Cuando en los años 80 del siglo pasado abrí en Managua la caja donde venía mi primera computadora, yo mismo la instalé, siguiendo de manera febril las instrucciones del manual, y no quedé en paz hasta que pude teclear la primera palabra en la pantalla verde, mientras la señal del cursor me incitaba a seguir adelante. Del correo electrónico oí hablar primero de manera lejana, un asunto curioso. El teléfono celular me pareció un juguete raro. Y recuerdo que la revista Time registraba en cada número los sitios web más atractivos, tarea que sería hoy inútil porque hay millones.
Las impresoras de entonces eran rudimentarias, pero hoy han logrado eliminar de nuestras mentes el concepto de original y copia. Una impresora solo produce originales, y esto que parece tan simple ha significado la alteración de todo un concepto filosófico. A las impresoras en tercera dimensión se las menciona de manera esporádica, también como una curiosidad, a pesar de que estamos entrando en una nueva era, como antes con la aparición de la imprenta, o de la máquina de vapor, o de las computadoras.
Una impresora en tercera dimensión también usa cartuchos, pero son de polvos de resinas, polímeros y tintes; y en lugar de imprimir sobre el papel, va agregando capa tras capa hasta formar objetos, siguiendo las instrucciones de un programa digital. Juguetes, adornos de mesa, pulseras de reloj, pendientes, broches, adornos de Navidad.
La fabricación de estos objetos, que ha dependido hasta ahora de un proceso industrial, bajo una marca registrada, se hace ya de manera doméstica. Desde su propio hogar, cualquiera puede buscar en Internet el diseño que le convenga e imprimirlo.
Una impresora tridimensional que produce objetos de hasta 28 por 15 por 16 centímetros en toda la gama de colores, usando plástico biodegradable, cuesta hoy unos 2.000 dólares, y las hay para objetos de mayor tamaño, que llegan a costar 10.000; pero ya se sabe que estos precios tienden a bajar.

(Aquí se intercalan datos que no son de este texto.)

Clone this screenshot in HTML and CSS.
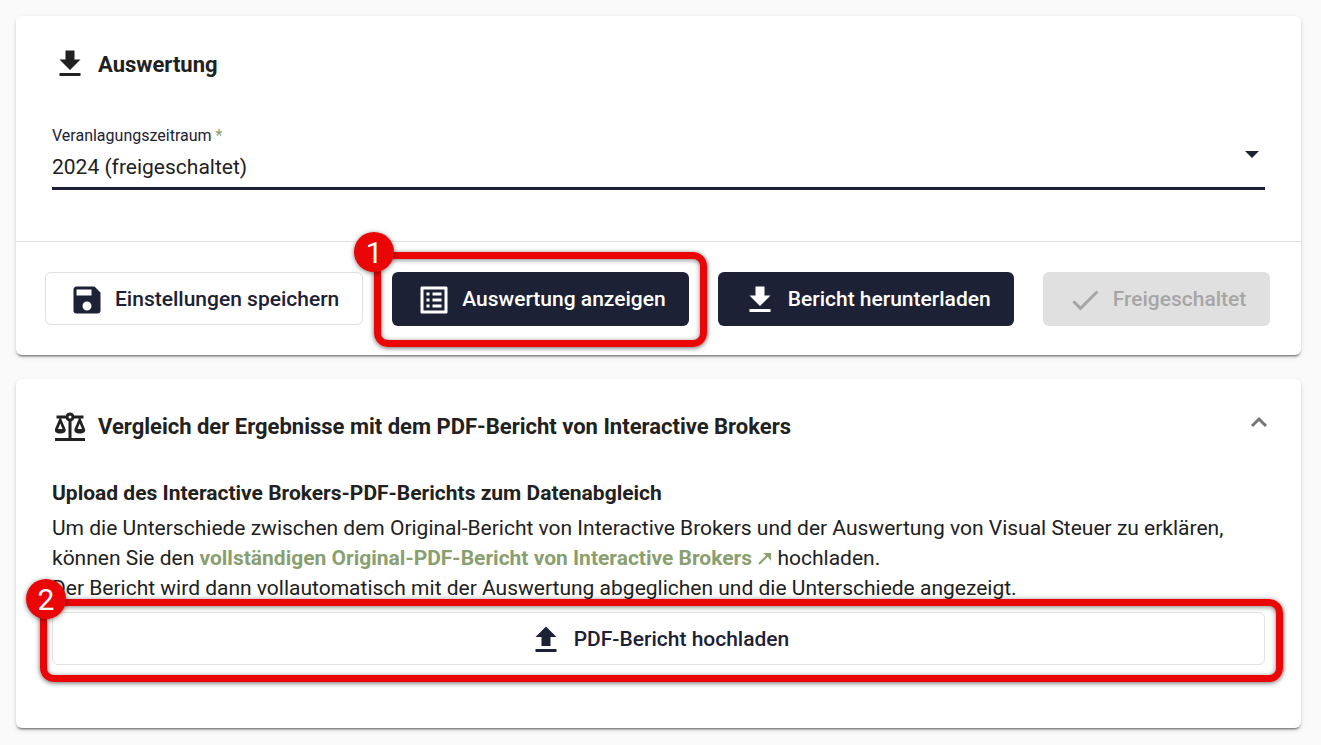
FILE: index.html
```html
<!DOCTYPE html>
<html lang="de">

<head>
    <meta charset="UTF-8">
    <meta name="viewport" content="width=device-width, initial-scale=1.0">
    <title>Auswertung</title>
    <link rel="stylesheet" href="styles.css">
</head>

<body>
    <main class="page">
        <section class="card">
            <div class="card-header">
                <svg class="icon" viewBox="0 0 24 24"><path d="M5,20H19V18H5M19,9H15V3H9V9H5L12,16L19,9Z"/></svg>
                <h2>Auswertung</h2>
            </div>

            <div class="field">
                <label for="period">Veranlagungszeitraum <span class="required">*</span></label>
                <div class="select-wrap">
                    <select id="period" name="period" required>
                        <option selected>2024 (freigeschaltet)</option>
                    </select>
                    <svg class="select-arrow" viewBox="0 0 14 7"><path d="M0,0H14L7,7Z"/></svg>
                </div>
            </div>

            <div class="actions">
                <button type="button" class="btn btn-outline">
                    <svg class="icon" viewBox="0 0 24 24"><path d="M15,9H5V5H15M12,19A3,3 0 0,1 9,16A3,3 0 0,1 12,13A3,3 0 0,1 15,16A3,3 0 0,1 12,19M17,3H5C3.89,3 3,3.9 3,5V19A2,2 0 0,0 5,21H19A2,2 0 0,0 21,19V7L17,3Z"/></svg>
                    <span>Einstellungen speichern</span>
                </button>
                <div class="step step-show">
                    <button type="button" class="btn btn-dark">
                        <svg class="icon" viewBox="0 0 24 24"><path d="M19 5v14H5V5h14m1.1-2H3.9c-.5 0-.9.4-.9.9v16.2c0 .4.4.9.9.9h16.2c.4 0 .9-.5.9-.9V3.9c0-.5-.5-.9-.9-.9zM11 7h6v2h-6V7zm0 4h6v2h-6v-2zm0 4h6v2h-6zM7 7h2v2H7zm0 4h2v2H7zm0 4h2v2H7z"/></svg>
                        <span>Auswertung anzeigen</span>
                    </button>
                    <div class="marker"></div>
                    <span class="badge">1</span>
                </div>
                <button type="button" class="btn btn-dark">
                    <svg class="icon" viewBox="0 0 24 24"><path d="M5,20H19V18H5M19,9H15V3H9V9H5L12,16L19,9Z"/></svg>
                    <span>Bericht herunterladen</span>
                </button>
                <button type="button" class="btn btn-disabled" disabled>
                    <svg class="icon" viewBox="0 0 24 24"><path d="M21,7L9,19L3.5,13.5L4.91,12.09L9,16.17L19.59,5.59L21,7Z"/></svg>
                    <span>Freigeschaltet</span>
                </button>
            </div>
        </section>

        <section class="card">
            <div class="card-header collapsible">
                <svg class="icon" viewBox="0 0 24 24"><path d="M12,3C10.73,3 9.6,3.8 9.18,5H3V7H4.95L2,14C1.53,16 3,17 5.5,17C8,17 9.56,16 9,14L6.05,7H9.17C9.5,7.85 10.15,8.5 11,8.83V20H2V22H22V20H13V8.82C13.85,8.5 14.5,7.85 14.82,7H17.95L15,14C14.53,16 16,17 18.5,17C21,17 22.56,16 22,14L19.05,7H21V5H14.83C14.4,3.8 13.27,3 12,3M12,5A1,1 0 0,1 13,6A1,1 0 0,1 12,7A1,1 0 0,1 11,6A1,1 0 0,1 12,5M5.5,10.25L7,14H4L5.5,10.25M18.5,10.25L20,14H17L18.5,10.25Z"/></svg>
                <h2>Vergleich der Ergebnisse mit dem PDF-Bericht von Interactive Brokers</h2>
                <button type="button" class="toggle" aria-label="Einklappen">
                    <svg viewBox="0 0 18 12"><path d="M2,10L9,3L16,10"/></svg>
                </button>
            </div>

            <div class="card-body">
                <h3>Upload des Interactive Brokers-PDF-Berichts zum Datenabgleich</h3>
                <p>
                    Um die Unterschiede zwischen dem Original-Bericht von Interactive Brokers und der Auswertung von Visual Steuer zu erklären, können Sie den <a href="#">vollständigen Original-PDF-Bericht von Interactive Brokers
                    <svg class="link-arrow" viewBox="0 0 15 14"><path d="M2,13L11,4"/><path class="head" d="M6,2H14V10L11,6Z"/></svg></a> hochladen.<br>
                    Der Bericht wird dann vollautomatisch mit der Auswertung abgeglichen und die Unterschiede angezeigt.
                </p>
                <div class="step step-upload">
                    <button type="button" class="btn btn-outline btn-wide">
                        <svg class="icon" viewBox="0 0 24 24"><path d="M9,16V10H5L12,3L19,10H15V16H9M5,20V18H19V20H5Z"/></svg>
                        <span>PDF-Bericht hochladen</span>
                    </button>
                    <div class="marker"></div>
                    <span class="badge">2</span>
                </div>
            </div>
        </section>
    </main>
</body>

</html>
```

FILE: styles.css
```css
* {
    box-sizing: border-box;
}

body {
    margin: 0;
    background: #fafafa;
    color: #212121;
    font-family: Roboto, sans-serif;
    font-size: 21px;
    line-height: 30px;
}

.page {
    display: flex;
    flex-direction: column;
    gap: 24px;
    padding: 16px 20px 16px 16px;
}

.card {
    background: white;
    border-radius: 6px;
    box-shadow: 0 3px 2px -2px rgba(0, 0, 0, 0.4), 0 2px 2px rgba(0, 0, 0, 0.14), 0 2px 5px rgba(0, 0, 0, 0.12);
}

.card-header {
    display: flex;
    align-items: center;
    gap: 10px;
    padding: 30px 33px 0 36px;
}

.card-header.collapsible {
    padding-top: 29px;
}

h2 {
    flex: 1;
    margin: 0;
    padding-top: 2px;
    font-size: 22px;
    font-weight: 700;
    line-height: 34px;
}

h3 {
    margin: 0 0 5px;
    font-size: 21px;
    font-weight: 700;
}

p {
    margin: 0 0 9px;
}

a {
    color: #8a9f70;
    font-weight: 700;
    text-decoration: none;
}

.icon {
    width: 36px;
    height: 36px;
    flex: none;
    fill: currentColor;
}

.link-arrow {
    width: 15px;
    height: 14px;
    fill: none;
    stroke: #8a9f70;
    stroke-width: 2;
}

.link-arrow .head {
    fill: #8a9f70;
    stroke: none;
}

/* select field */
.field {
    padding: 43px 36px 51px;
}

.field label {
    display: block;
    color: #1c2136;
    font-size: 16px;
    line-height: 22px;
}

.required {
    color: #8a9f70;
}

.select-wrap {
    position: relative;
    border-bottom: 3px solid #1c2136;
}

select {
    display: block;
    width: 100%;
    height: 40px;
    padding: 0;
    border: none;
    background: none;
    color: #212121;
    font: inherit;
    appearance: none;
}

.select-arrow {
    position: absolute;
    top: 4px;
    right: 6px;
    width: 14px;
    height: 7px;
    fill: #1c2136;
    pointer-events: none;
}

/* buttons */
.actions {
    display: flex;
    align-items: flex-start;
    gap: 29px;
    padding: 30px 29px 29px;
    border-top: 1px solid #e0e0e0;
}

.btn {
    display: flex;
    align-items: center;
    justify-content: center;
    gap: 10px;
    height: 54px;
    padding: 0 24px;
    border: none;
    border-radius: 6px;
    font: inherit;
    font-weight: 500;
    white-space: nowrap;
    cursor: pointer;
}

.btn .icon {
    margin-top: 2px;
}

.btn-outline {
    height: 53px;
    padding: 0 23px;
    border: 1px solid #e0e0e0;
    background: white;
    color: #1c2136;
}

.btn-dark {
    padding-right: 23px;
    background: #1c2136;
    color: white;
}

.btn-disabled {
    background: #e0e0e0;
    color: #a6a6a6;
    cursor: default;
}

.btn-wide {
    width: 100%;
}

.toggle {
    display: flex;
    padding: 0 0 8px;
    border: none;
    background: none;
    cursor: pointer;
}

.toggle svg {
    width: 18px;
    height: 12px;
    fill: none;
    stroke: #757575;
    stroke-width: 3;
}

.card-body {
    padding: 34px 36px 63px;
}

/* numbered step markers */
.step {
    position: relative;
}

.marker {
    position: absolute;
    border: 7px solid #ea0606;
    border-radius: 14px;
    box-shadow: 0 1px 5px rgba(0, 0, 0, 0.6), inset 0 1px 5px rgba(0, 0, 0, 0.5);
    pointer-events: none;
}

.badge {
    position: absolute;
    width: 40px;
    height: 40px;
    border-radius: 50%;
    background: #ea0606;
    box-shadow: 0 1px 5px rgba(0, 0, 0, 0.5);
    color: white;
    font-size: 30px;
    line-height: 42px;
    text-align: center;
}

.step-show .marker {
    inset: -20px -18px -21px;
}

.step-show .badge {
    top: -40px;
    left: -38px;
}

.step-upload .marker {
    inset: -13px -18px -17px -12px;
}

.step-upload .badge {
    top: -33px;
    left: -26px;
}
```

Las impresoras en tercera dimensión están en su infancia, pero, además, fabrican ya prótesis médicas, con la ventaja de que son hechas de acuerdo con las necesidades de cada paciente. Y también piezas de maquinaria industrial, de automóviles, de aviones, o de barcos, como lo está haciendo ya la Marina de Estados Unidos. En Holanda, la impresora KamerMaker, la más grande del mundo, utiliza un bioplástico obtenido del maíz, y fibras de madera, para imprimir paredes, techos y demás componentes y muebles de edificios. El primero de ellos se alzará en Ámsterdam.
La Nasa está probando la impresión de comidas, pasteles de chocolate, pizas y galletas, donde las resinas y polímeros serán sustituidos por polvos de proteínas, carbohidratos y grasas, y otros componentes les darán los sabores y hasta los olores. ¿Y la carne? Existe un proyecto para imprimir “vitrocarne”, formada por las mismas células que hay en un buen filete. En el futuro, no lo dudemos, estos platos llegarán también a los restaurantes.
¡Ropa! Se reciclarán los filamentos de la ropa vieja para imprimir prendas a la medida en la propia casa, el diseño y los colores al gusto de cada quien, con lo que las grandes fábricas de textiles situadas en el tercer mundo llegarán un día a desaparecer.
Pero también pueden imprimirse armas de fuego. Cody Wilson, un estudiante de la Universidad de Texas, creó una pistola hecha de resina que muy pronto podrá reproducirse a domicilio, “para defender la libertad civil del acceso del pueblo a las armas”, como proclama su inventor.
La impresión en tres dimensiones revolucionará, por tanto, el comercio mundial y el transporte internacional, disminuirá el traslado de carga y, por tanto, el número y el tamaño de los barcos que surcan los océanos.
¿Y los seres humanos? Todavía no se habla de imprimirlos.